I interpret it like this: On the one hand, there are people (many of whom with good intentions) instantly assuming that any criticism a man might give to a woman is rooted in sexism, to wit, what TFA mentions that investors are cautious about. On the other hand, there are people, also with good intentions, saying that "men being cautious in what they say to women" is also sexism.
Now, I don't know the solution either, but I do believe that a good first step would be not saying that people who are merely cautious (precisely not to come across as sexist) are sexist anyway.

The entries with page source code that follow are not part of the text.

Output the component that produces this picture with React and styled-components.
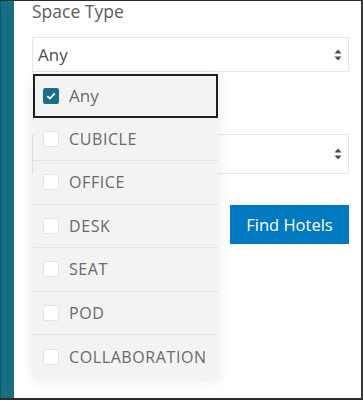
import styled, { createGlobalStyle } from 'styled-components';

const GlobalStyle = createGlobalStyle`
  html, body {
    margin: 0;
    padding: 0;
    background: #fff;
  }
  body {
    font-family: "Open Sans", Lato, sans-serif;
  }
`;

const Frame = styled.div`
  display: flex;
  width: 363px;
  height: 400px;
  box-sizing: border-box;
  border-top: 1px solid #2b2b2b;
  border-right: 2px solid #3a3a3a;
  border-bottom: 2px solid #2b2b2b;
  background: #fff;
  overflow: hidden;
`;

const Sidebar = styled.div`
  width: 14px;
  flex: none;
  background: #176f83;
  border-left: 1px solid #0f5566;
  box-sizing: border-box;
`;

const Content = styled.div`
  flex: 1;
  display: flex;
  flex-direction: column;
  padding: 0 12px 0 18px;
`;

const Field = styled.div`
  position: relative;
  display: flex;
  flex-direction: column;
  margin-bottom: ${(p) => p.$gap || 0}px;
`;

const Label = styled.label`
  height: 20px;
  font-size: 17.5px;
  line-height: 20px;
  color: #5c5c5c;
  margin-bottom: 16px;
`;

const Select = styled.div`
  display: flex;
  align-items: center;
  justify-content: space-between;
  height: ${(p) => p.$height}px;
  box-sizing: border-box;
  border: 1px solid #e6e6e6;
  padding: 0 6px 0 5px;
  font-size: 17px;
  color: #4c4c4c;
`;

const Menu = styled.ul`
  position: absolute;
  top: 73px;
  left: 1px;
  width: 185px;
  margin: 0;
  padding: 0;
  list-style: none;
  background: #f3f3f3;
  box-shadow: 0 2px 12px rgba(0, 0, 0, 0.09);
  z-index: 2;
`;

const Option = styled.li`
  display: flex;
  align-items: center;
  gap: 10px;
  height: 43.5px;
  box-sizing: border-box;
  padding-left: ${(p) => (p.$focused ? 8 : 10)}px;
  border: ${(p) => (p.$focused ? '2px solid #1e1e1e' : 'none')};
  border-bottom: ${(p) => (p.$focused ? '2px solid #1e1e1e' : '1px solid #e2e2e2')};
  font-size: ${(p) => (p.$upper ? 16 : 17)}px;
  letter-spacing: ${(p) => (p.$upper ? 0.6 : 0)}px;
  color: #6a6a6a;
  white-space: nowrap;
  text-transform: ${(p) => (p.$upper ? 'uppercase' : 'none')};

  &:last-child {
    border-bottom: none;
  }
`;

const Box = styled.span`
  width: 16px;
  height: 16px;
  flex: none;
  box-sizing: border-box;
  border-radius: 2px;
  display: flex;
  align-items: center;
  justify-content: center;
  background: ${(p) => (p.$checked ? '#196f85' : '#fff')};
  border: 1px solid ${(p) => (p.$checked ? '#196f85' : '#e4e4e4')};
`;

const Actions = styled.div`
  display: flex;
  justify-content: flex-end;
`;

const Button = styled.button`
  width: 119px;
  height: 39px;
  border: none;
  background: #0079c1;
  color: #fff;
  font-family: inherit;
  font-size: 16.5px;
  padding: 0;
`;

const Arrows = () => (
  <svg width="8" height="12" viewBox="0 0 8 12">
    <path d="M4 0.5 L7.5 4.5 H0.5 Z" fill="#4c4c4c" />
    <path d="M4 11.5 L7.5 7.5 H0.5 Z" fill="#4c4c4c" />
  </svg>
);

const Check = () => (
  <svg width="12" height="12" viewBox="0 0 12 12">
    <path d="M2.3 6.2 L4.9 8.6 L9.8 3.4" fill="none" stroke="#fff" strokeWidth="1.8" />
  </svg>
);

const types = ['Cubicle', 'Office', 'Desk', 'Seat', 'Pod', 'Collaboration'];

export default function App() {
  return (
    <>
      <GlobalStyle />
      <Frame>
        <Sidebar />
        <Content>
          <Field $gap={26}>
            <Label>Space Type</Label>
            <Select $height={35}>
              <span>Any</span>
              <Arrows />
            </Select>
            <Menu>
              <Option $focused>
                <Box $checked>
                  <Check />
                </Box>
                Any
              </Option>
              {types.map((t) => (
                <Option key={t} $upper>
                  <Box />
                  {t}
                </Option>
              ))}
            </Menu>
          </Field>
          <Field $gap={31}>
            <Label />
            <Select $height={40}>
              <span />
              <Arrows />
            </Select>
          </Field>
          <Actions>
            <Button>Find Hotels</Button>
          </Actions>
        </Content>
      </Frame>
    </>
  );
}
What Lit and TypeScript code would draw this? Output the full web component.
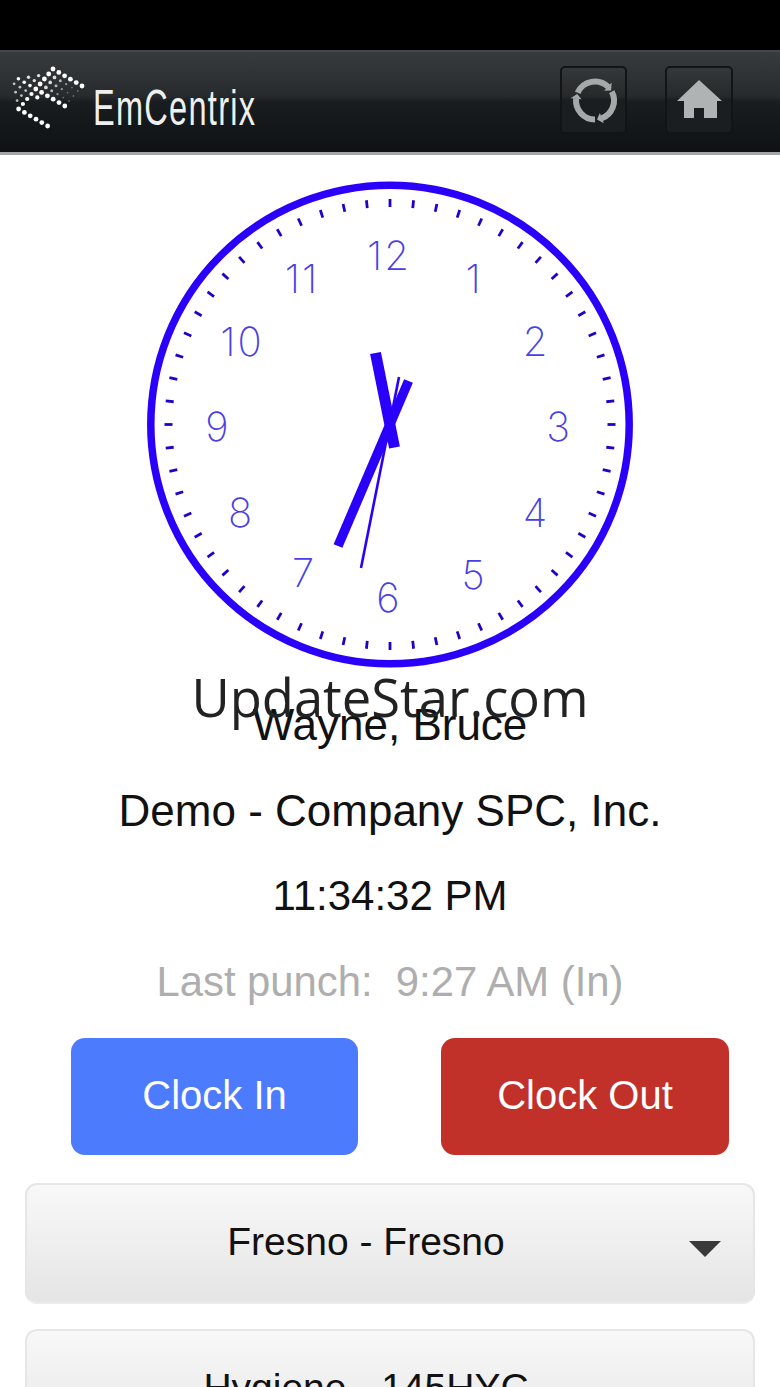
import { LitElement, html, css, svg } from "lit";
import { customElement } from "lit/decorators.js";

const CX = 390;
const CY = 424.5;
const NUMS: [string, number, number][] = [
  ["12", 389, 255], ["1", 474, 278], ["2", 536, 341], ["3", 559, 426],
  ["4", 536, 512], ["5", 474, 574], ["6", 389, 597], ["7", 304, 572],
  ["8", 241, 512], ["9", 218, 426], ["10", 242, 341], ["11", 302, 278],
];

function ticks() {
  const out = [];
  for (let i = 0; i < 60; i++) {
    const a = (i * Math.PI) / 30;
    const s = Math.sin(a);
    const c = Math.cos(a);
    out.push(svg`<line class="tick" x1=${CX + 217.5 * s} y1=${CY - 217.5 * c} x2=${CX + 225.5 * s} y2=${CY - 225.5 * c}></line>`);
  }
  return out;
}

function logoDots() {
  const ranges: [number, number][] = [
    [0, 5], [0, 5], [-1, 5], [-2, 5], [-3, 5], [-3, 1], [-2, 0], [-1, 0], [0, 5],
  ];
  const out = [];
  ranges.forEach(([from, to], i) => {
    for (let j = from; j <= to; j++) {
      const x = 53 - 4.3 * i + 5.8 * j;
      const y = 68 + 5 * i + 3.4 * j;
      let r = 2.4;
      let o = 1;
      if (i >= 1 && i <= 3 && j > 0) {
        r = Math.max(0.9, 2.2 - 0.35 * j);
        o = Math.max(0.3, 1 - 0.17 * j);
      } else if (i === 4) {
        r = j < 0 ? 1.8 : 2.4;
      } else if (i >= 5 && i <= 7) {
        r = j < 0 ? 1.4 : 2.1;
        o = j < 0 ? 0.7 : 1;
      } else if (i >= 1 && i <= 3 && j < 0) {
        r = 1.7;
        o = 0.85;
      }
      out.push(svg`<circle cx=${x} cy=${y} r=${r} fill="#fff" opacity=${o}></circle>`);
    }
  });
  return out;
}

function polar(r: number, deg: number): string {
  const a = (deg * Math.PI) / 180;
  return `${(26 + r * Math.sin(a)).toFixed(2)} ${(26 - r * Math.cos(a)).toFixed(2)}`;
}

function refreshIcon() {
  const R = 19;
  const segs: [number, number][] = [[294, 44], [62, 160], [180, 276]];
  return segs.map(([a, b]) => {
    const tip = b + 14;
    return svg`
      <path fill="none" stroke="#a6a9a9" stroke-width="6" d="M${polar(R, a)} A${R} ${R} 0 0 1 ${polar(R, b)}"></path>
      <path fill="#a6a9a9" d="M${polar(R - 5.5, b - 1)} L${polar(R + 5.5, b - 1)} L${polar(R, tip)} Z"></path>`;
  });
}

@customElement("app-root")
export class AppRoot extends LitElement {
  static styles = css`
    :host {
      display: block;
      width: 780px;
      height: 1387px;
      overflow: hidden;
      background: #fff;
      font-family: "Liberation Sans", Arial, sans-serif;
    }
    .status { height: 50px; background: #000; }
    .header {
      box-sizing: border-box;
      height: 105px;
      display: flex;
      align-items: center;
      padding: 0 47px 5px 0;
      border-top: 2px solid #45484a;
      border-bottom: 3px solid #a4a6a7;
      background: linear-gradient(#383b3d 0%, #282b2d 44%, #1a1d1f 50%, #0f1214 100%);
    }
    .logo { width: 90px; height: 98px; flex: none; }
    .logo svg { display: block; }
    .brand {
      font-family: "Liberation Sans", sans-serif;
      font-size: 50px;
      line-height: 50px;
      letter-spacing: 2px;
      color: #eef0f0;
      display: inline-block;
      transform: scaleX(0.65);
      transform-origin: left center;
      white-space: nowrap;
      margin: 17px 0 0 3px;
    }
    .spacer { flex: 1; }
    .hbtn {
      box-sizing: border-box;
      width: 68px;
      height: 68px;
      border: 2px solid #121416;
      border-radius: 5px;
      margin-left: 38px;
      display: flex;
      align-items: center;
      justify-content: center;
      background: linear-gradient(#35383a 0%, #27292b 44%, #1b1e20 50%, #1b1e20 100%);
    }
    .hbtn.refresh { width: 67px; }
    .clock { display: block; width: 780px; height: 527px; }
    .rim { fill: none; stroke: #2a00fa; stroke-width: 7.5; }
    .tick { stroke: #2200c8; stroke-width: 2.8; }
    .num {
      font-family: Inter, "Liberation Sans", sans-serif;
      font-weight: 200;
      font-size: 40px;
      letter-spacing: 2px;
      fill: #4a3fe6;
      text-anchor: middle;
      dominant-baseline: central;
    }
    .hand { stroke: #2a00fa; }
    .info { position: relative; }
    .row {
      height: 85.5px;
      line-height: 85.5px;
      text-align: center;
      font-size: 42px;
      color: #111;
      white-space: pre;
    }
    .row.big { font-size: 44px; }
    .row.muted { color: #aeaeae; font-size: 41.8px; }
    .watermark {
      position: absolute;
      left: 0;
      right: 0;
      top: -25px;
      text-align: center;
      font-family: "Open Sans", sans-serif;
      font-size: 52.5px;
      line-height: 80px;
      color: #222;
    }
    .actions {
      display: flex;
      justify-content: space-between;
      padding: 14px 51px 0 71px;
    }
    .act {
      box-sizing: border-box;
      width: 288px;
      height: 117px;
      border-radius: 14px;
      display: flex;
      align-items: center;
      justify-content: center;
      color: #fff;
      font-size: 40px;
      padding-bottom: 2px;
    }
    .in { background: #4c7bfd; width: 287px; }
    .out { background: #c2302a; }
    .select {
      box-sizing: border-box;
      position: relative;
      height: 121px;
      margin: 28px 25px 0;
      border: 2px solid #e6e6e6;
      border-bottom-color: #ececec;
      border-radius: 12px;
      background: linear-gradient(#f8f8f8, #e5e5e5);
      display: flex;
      align-items: center;
      justify-content: center;
      font-size: 39px;
      color: #111;
      padding: 0 48px 4px 0;
    }
    .select + .select { margin-top: 25px; }
    .arrow {
      position: absolute;
      right: 32px;
      top: 56px;
      width: 0;
      height: 0;
      border-left: 16px solid transparent;
      border-right: 16px solid transparent;
      border-top: 16px solid #3a3a3a;
    }
  `;

  render() {
    return html`
      <div class="status"></div>
      <div class="header">
        <div class="logo">
          <svg width="90" height="98" viewBox="0 50 90 98">${logoDots()}</svg>
        </div>
        <span class="brand">EmCentrix</span>
        <div class="spacer"></div>
        <div class="hbtn refresh">
          <svg width="52" height="52" viewBox="-1 -0.5 52 52">${refreshIcon()}</svg>
        </div>
        <div class="hbtn">
          <svg width="50" height="44" viewBox="0 0 50 44">
            <path fill="#b0b3b3" d="M25 2 L48 23 L43 23 L43 40 L30 40 L30 30 L20 30 L20 40 L10 40 L10 23 L3 23 Z"></path>
          </svg>
        </div>
      </div>
      <svg class="clock" viewBox="0 155 780 527">
        <circle class="rim" cx=${CX} cy=${CY} r="239.2"></circle>
        ${ticks()}
        ${NUMS.map(([t, x, y]) => svg`<text class="num" x=${x} y=${y}>${t}</text>`)}
        <line class="hand" x1="375.5" y1="353" x2="394.5" y2="447.5" stroke-width="11"></line>
        <line class="hand" x1="338" y1="546" x2="408.5" y2="381" stroke-width="9.5"></line>
        <line class="hand" x1="361" y1="568" x2="399" y2="377" stroke-width="2.6"></line>
      </svg>
      <div class="info">
        <div class="row big">Wayne, Bruce</div>
        <div class="row big">Demo - Company SPC, Inc.</div>
        <div class="row">11:34:32 PM</div>
        <div class="row muted">Last punch:  9:27 AM (In)</div>
        <div class="watermark">UpdateStar.com</div>
      </div>
      <div class="actions">
        <div class="act in">Clock In</div>
        <div class="act out">Clock Out</div>
      </div>
      <div class="select">Fresno - Fresno<span class="arrow"></span></div>
      <div class="select">Hygiene - 145HYC<span class="arrow"></span></div>
    `;
  }
}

I'm a bit confused, did I not respond in a way that recognized this? It appeared to me as a low quality response that did not actually have anything to do with my comment. I believe the comment vastly oversimplified the problem, which is part of what I'm trying to address, that the problem is complicated and we need to recognize the nuances involved and respond in good faith. To clarify, I do not think a good faith response results in
> instantly assuming that any criticism a man might give to a woman is rooted in sexism
As such a belief is itself rooted in the belief that the only criticism a man can have of a woman is that she is a woman, which I'd argue itself is sexist (and not responding in good faith). As an example we saw this during the 2016 election where people often said that anyone who criticized Clinton was doing so because she was a woman, which honestly is an extremely dehumanizing platform. While there were people criticizing her on this basis (openly and through more careful language) the claim itself positions Clinton as being infallible and thus not human, which is absurd. This is far from a good faith response because Clinton, as any human (and especially politicians/leaders), are deserving of criticism (not that you should be mean about it). So by a good faith response I would expect someone to respond to that criticism instead of accusing the other person of being sexist. But I honestly believe people making such claims are a minority, albeit with high visibility because of the sensational nature of their bad faith responses.
Any behavioral modifications would have to start from castigophobia. Remove the punishment - that's the solution. Everything else is pointless.